For buyers, the next step is simple: map the wrench’s range to your actual fastener list, confirm how calibration records are handled internally, and decide whether the case-and-certificate package reduces labor in your shop or just adds shelf appeal. That is usually where the real value shows up.
FAQ
Is the ATsafepro torque wrench suitable for automotive work?
Based on the visible 10–110 ft-lb range and 3/8 in drive, it appears well suited to many automotive and light equipment tasks, especially where repeatable tightening matters.
Does the calibration certificate guarantee exact performance?
It indicates the tool was calibrated or checked, but the exact accuracy and current status cannot be verified here. Buyers should review the certificate details and their own inspection procedures.

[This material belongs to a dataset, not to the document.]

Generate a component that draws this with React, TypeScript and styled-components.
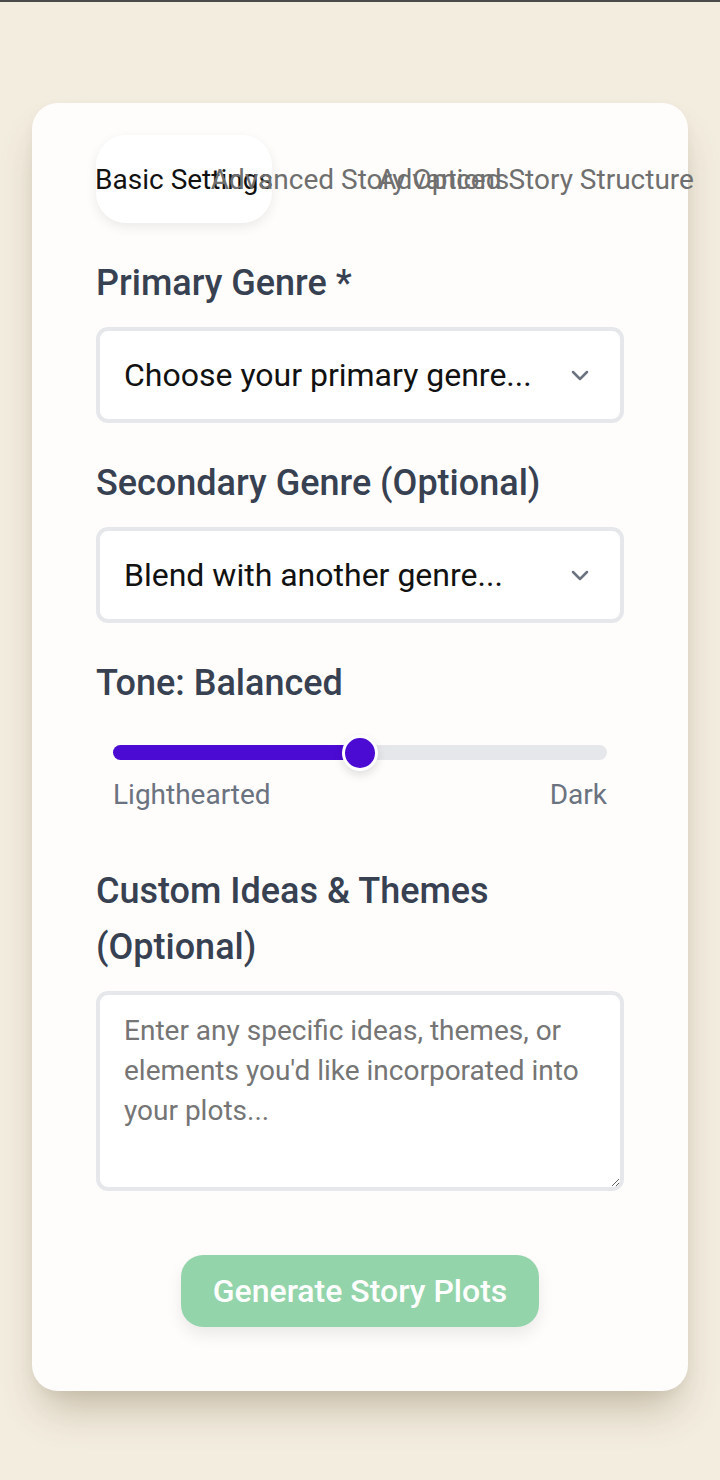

Why choose a mechanical torque wrench instead of digital?
Mechanical tools are often simpler to use, easier to maintain, and more familiar for shop crews. Digital tools may offer extra functions, but they also add complexity.
What should a procurement team confirm before ordering?
Check the drive size, torque range, accessory fit, case quality, and how calibration documentation will be stored or renewed inside your organization.